Catastrophic Fuel Increase: What Now?

Wednesday saw the worst fuel increase in South African history hit the country. We took a look at what it means for you.
Sherryn de Vos
2018-10-03

South Africans woke up on Wednesday morning to a knife twist in the gut. 93 and 95 (ULP & LRP) have both skyrocketed by 99c, sending the price per liter for those living inland past R17. Motorists at coastal regions can expect to pay around R16.49, while diesel is jumping R1.24! We don’t blame you if you couldn’t stomach your breakfast this morning!

Illuminating paraffin (SMNRP) will increase by R1.39 per litre and the maximum retail price of LP gas will increase by R1.79 per kilogramme.

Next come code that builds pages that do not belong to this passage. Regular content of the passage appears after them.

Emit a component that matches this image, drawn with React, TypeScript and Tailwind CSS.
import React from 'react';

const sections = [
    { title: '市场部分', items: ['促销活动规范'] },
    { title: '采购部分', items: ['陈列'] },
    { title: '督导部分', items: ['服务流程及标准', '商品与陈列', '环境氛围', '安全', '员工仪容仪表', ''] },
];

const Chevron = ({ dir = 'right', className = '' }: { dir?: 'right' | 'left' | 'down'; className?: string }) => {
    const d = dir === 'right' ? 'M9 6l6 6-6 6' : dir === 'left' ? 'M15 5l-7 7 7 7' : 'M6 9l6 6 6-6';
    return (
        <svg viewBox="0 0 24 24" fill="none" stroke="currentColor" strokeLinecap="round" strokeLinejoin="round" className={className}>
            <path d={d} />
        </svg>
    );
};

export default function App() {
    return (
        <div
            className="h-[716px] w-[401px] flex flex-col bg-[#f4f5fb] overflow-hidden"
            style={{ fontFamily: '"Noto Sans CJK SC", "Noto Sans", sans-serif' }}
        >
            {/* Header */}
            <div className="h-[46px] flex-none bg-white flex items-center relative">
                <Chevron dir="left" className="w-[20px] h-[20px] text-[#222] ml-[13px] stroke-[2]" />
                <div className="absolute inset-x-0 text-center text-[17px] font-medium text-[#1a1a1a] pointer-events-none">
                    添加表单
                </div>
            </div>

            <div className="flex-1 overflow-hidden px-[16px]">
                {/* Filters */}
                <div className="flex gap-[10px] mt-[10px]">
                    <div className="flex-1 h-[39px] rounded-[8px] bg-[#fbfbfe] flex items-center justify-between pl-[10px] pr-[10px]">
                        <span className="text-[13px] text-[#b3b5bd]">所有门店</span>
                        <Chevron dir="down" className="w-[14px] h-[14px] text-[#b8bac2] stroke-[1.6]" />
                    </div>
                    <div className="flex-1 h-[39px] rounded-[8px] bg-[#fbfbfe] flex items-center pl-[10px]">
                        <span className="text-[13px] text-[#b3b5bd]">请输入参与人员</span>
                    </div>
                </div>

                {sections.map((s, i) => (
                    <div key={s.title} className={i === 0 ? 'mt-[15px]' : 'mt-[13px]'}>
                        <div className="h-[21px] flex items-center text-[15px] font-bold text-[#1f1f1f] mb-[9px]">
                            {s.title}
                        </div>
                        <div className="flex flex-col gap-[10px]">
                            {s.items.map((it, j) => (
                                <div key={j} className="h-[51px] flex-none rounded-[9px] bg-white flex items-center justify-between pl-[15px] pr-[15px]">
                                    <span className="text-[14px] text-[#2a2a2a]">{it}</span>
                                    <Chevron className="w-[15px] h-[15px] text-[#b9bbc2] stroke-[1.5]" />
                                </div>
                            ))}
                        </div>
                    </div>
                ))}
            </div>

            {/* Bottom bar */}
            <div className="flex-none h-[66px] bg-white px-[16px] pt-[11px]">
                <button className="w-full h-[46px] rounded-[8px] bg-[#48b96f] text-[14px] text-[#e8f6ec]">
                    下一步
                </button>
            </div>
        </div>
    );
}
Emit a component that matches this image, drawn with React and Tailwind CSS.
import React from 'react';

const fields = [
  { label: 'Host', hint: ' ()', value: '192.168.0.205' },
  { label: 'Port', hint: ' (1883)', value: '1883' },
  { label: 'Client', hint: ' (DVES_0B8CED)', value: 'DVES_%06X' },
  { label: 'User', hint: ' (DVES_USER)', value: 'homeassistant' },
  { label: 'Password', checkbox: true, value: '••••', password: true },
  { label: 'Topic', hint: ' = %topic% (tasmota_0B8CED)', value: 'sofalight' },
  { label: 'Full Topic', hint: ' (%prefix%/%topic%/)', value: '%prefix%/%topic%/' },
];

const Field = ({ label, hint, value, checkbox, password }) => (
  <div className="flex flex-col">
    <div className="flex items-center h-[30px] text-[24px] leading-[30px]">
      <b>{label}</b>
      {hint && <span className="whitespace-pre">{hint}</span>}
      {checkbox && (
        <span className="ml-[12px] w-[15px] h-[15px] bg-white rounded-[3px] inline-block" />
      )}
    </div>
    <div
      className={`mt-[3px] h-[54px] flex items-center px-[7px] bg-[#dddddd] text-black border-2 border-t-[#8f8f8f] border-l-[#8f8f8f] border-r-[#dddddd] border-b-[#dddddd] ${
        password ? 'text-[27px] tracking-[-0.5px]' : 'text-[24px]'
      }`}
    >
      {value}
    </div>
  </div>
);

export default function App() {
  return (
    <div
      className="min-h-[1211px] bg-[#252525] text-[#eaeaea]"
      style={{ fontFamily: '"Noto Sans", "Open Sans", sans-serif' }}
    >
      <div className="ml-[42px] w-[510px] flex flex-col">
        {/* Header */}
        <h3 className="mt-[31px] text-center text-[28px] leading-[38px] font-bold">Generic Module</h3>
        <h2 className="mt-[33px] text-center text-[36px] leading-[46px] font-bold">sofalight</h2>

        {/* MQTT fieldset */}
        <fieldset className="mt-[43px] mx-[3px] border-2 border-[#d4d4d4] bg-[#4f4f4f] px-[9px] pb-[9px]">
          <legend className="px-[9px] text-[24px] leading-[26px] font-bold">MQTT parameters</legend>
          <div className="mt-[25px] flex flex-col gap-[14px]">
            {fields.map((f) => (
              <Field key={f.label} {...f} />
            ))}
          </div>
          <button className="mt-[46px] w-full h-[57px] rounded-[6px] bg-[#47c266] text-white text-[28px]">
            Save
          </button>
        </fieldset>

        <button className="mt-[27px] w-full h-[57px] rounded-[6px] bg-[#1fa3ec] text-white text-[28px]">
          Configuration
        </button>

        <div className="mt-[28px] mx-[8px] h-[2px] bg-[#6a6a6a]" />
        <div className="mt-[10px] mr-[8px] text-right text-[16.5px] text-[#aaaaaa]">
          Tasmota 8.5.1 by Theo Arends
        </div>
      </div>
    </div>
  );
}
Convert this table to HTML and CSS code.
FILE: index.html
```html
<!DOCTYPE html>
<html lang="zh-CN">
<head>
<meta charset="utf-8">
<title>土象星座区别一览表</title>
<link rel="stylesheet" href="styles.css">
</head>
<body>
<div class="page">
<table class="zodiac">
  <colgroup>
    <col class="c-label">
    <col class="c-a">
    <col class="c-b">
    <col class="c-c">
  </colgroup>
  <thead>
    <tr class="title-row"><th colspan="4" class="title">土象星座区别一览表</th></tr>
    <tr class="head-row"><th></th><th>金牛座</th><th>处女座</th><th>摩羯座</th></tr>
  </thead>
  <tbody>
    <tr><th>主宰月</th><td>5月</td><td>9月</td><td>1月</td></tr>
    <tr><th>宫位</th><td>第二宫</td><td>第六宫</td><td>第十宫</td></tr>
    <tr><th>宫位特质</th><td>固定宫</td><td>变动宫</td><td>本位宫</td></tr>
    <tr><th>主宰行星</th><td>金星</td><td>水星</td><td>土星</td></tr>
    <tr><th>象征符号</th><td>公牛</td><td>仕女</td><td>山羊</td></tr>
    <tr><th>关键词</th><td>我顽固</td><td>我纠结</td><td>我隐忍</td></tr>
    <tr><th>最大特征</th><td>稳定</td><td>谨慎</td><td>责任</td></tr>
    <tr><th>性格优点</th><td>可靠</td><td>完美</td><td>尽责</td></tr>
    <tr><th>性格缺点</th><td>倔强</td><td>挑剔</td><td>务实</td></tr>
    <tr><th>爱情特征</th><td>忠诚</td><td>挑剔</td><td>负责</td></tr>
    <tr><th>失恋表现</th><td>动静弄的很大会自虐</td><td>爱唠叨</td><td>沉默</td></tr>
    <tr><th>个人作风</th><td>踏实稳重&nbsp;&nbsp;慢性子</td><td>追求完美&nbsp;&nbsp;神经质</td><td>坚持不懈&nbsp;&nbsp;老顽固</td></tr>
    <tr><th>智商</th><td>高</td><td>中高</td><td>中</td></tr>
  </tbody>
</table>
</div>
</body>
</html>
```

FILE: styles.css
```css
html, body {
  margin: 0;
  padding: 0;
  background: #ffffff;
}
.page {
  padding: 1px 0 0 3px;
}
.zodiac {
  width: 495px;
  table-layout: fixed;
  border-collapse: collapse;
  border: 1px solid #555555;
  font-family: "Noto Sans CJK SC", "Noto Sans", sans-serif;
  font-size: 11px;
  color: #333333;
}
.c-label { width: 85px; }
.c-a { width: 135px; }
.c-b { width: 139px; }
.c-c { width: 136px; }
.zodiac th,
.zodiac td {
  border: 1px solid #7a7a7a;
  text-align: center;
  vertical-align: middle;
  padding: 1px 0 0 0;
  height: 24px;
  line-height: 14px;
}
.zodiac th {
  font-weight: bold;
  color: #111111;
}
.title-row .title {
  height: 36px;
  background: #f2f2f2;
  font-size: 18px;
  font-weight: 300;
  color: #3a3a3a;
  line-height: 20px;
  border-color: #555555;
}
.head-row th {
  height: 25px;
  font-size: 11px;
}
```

The increase has been described as catastrophic for South Africans. We thought we would take a look at just what it means for your household.
 

Massive Strain On Ordinary South Africans

Dawie Maree, head of marketing and information at FNB Agric Business, commented that already, household consumption had fallen by 1.3% in the second quarter of 2018. This means that the general spending on everyday items has fallen, with durable goods like appliances, automobiles and jewelry have fallen massively. 

Small business and the poorer households will bear the brunt as their transport costs account for a large portion of household expenditure and the consequence of sustained fuel price increases will further erode disposable income and cause financial stress. This will force a change in spending patterns with a cut in spending on luxury items and frequency of visits to eateries.

This essentially means, that things will be even tighter by Christmas, and South Africans can expect a not-so-festive festive season. Fuel prices are expected to still climb significantly toward the end of the year, with forecasters expecting even harsher economic conditions for the country.

Even the World Bank has estimated, in the Africa Pulse report released on Monday, that the South African GDP expansion will be down to 1% from 1.4%.
 

The road ahead is bumpy. The tightness of oil supply suggests that oil prices are likely to remain elevated through the rest of the year and into 2019.

Top (Non-Governmental) Tips To Start Saving

Cutting down expenses is now going to be vital and everyone has an idea of what to start with. Leading the pack with the most ridiculous idea is our beloved government, with their top (and very laughable tip) to upgrade your vehicle. So, while expenses are skyrocketing, our revered leader’s idea of saving is spending upward of R100,000 on a brand new set of wheels!

If you don’t believe us, the tweet was looked something like this:
 

Tip 1: Measure the fuel consumption of your vehicle and consider replacing your vehicle with a more modern, high technology, fuel-efficient product.

Ok. Well, that aside, here are some genuine tips that can cut that monthly spending to get through the month.
 

Use Ride Share

Getting into work is one of the biggest road costs for anyone and it is becoming more and more popular to share a ride every morning and evening. Not only can you find out if there is someone in the office to share with, but you can possibly post on a Facebook group to find someone. Just make sure that you vet the person before hopping into a car with them!  

Cut The Coffee

Buying coffee daily is really heavy on the pocket. If you buy coffee every work day at say R24 a cup, that’s a total of R480 per month, and around R5 760 per year. Although R480 is really just half a tank of petrol in most cases, it’s still better than nothing! 

Take Lunch To Work

Pre-planning meals for the week, and making sure that you have enough for the work-day is one of the easiest and most effective ways to start cutting wasteful spending. Lunches usually cost around R50 to R75, which in the long run, can cost you up to R18,000 a year!

Just think that R375 can go into that petrol tank every week and get you that much further!
 

Bulk Buy Your Food

Talking about meals, buying in bulk at the beginning of the month, can save you thousands! Work out your monthly budget and find grocers, butchers and perishable stores that can give you bulk deals.

Buying bulk meat at the beginning of the month, and freezing it will eventually work out cheaper in the long run, when you not making individual trips to the store for dinner.
 

Stop Going Out So Much

Let’s face it. This is one of the trickiest to do, especially if you are living somewhere like Cape Town, where there is always something on. But the meals out, after-work drinks and take-outs start adding up, and you could find yourself spending thousands on unnecessary outings!  

Reduce Your Insurance Premium

It’s important to note here that we say REDUCE and not cancel! Cancelling your insurance can put you in an even worse position should something happen to you. A car accident can set you back thousands or even hundreds of thousands. If you don’t have the appropriate cover, you could also end up paying for the other parties damages too!

Negotiating your excess or even shopping different insurers could save you a couple of hundred Rand a month!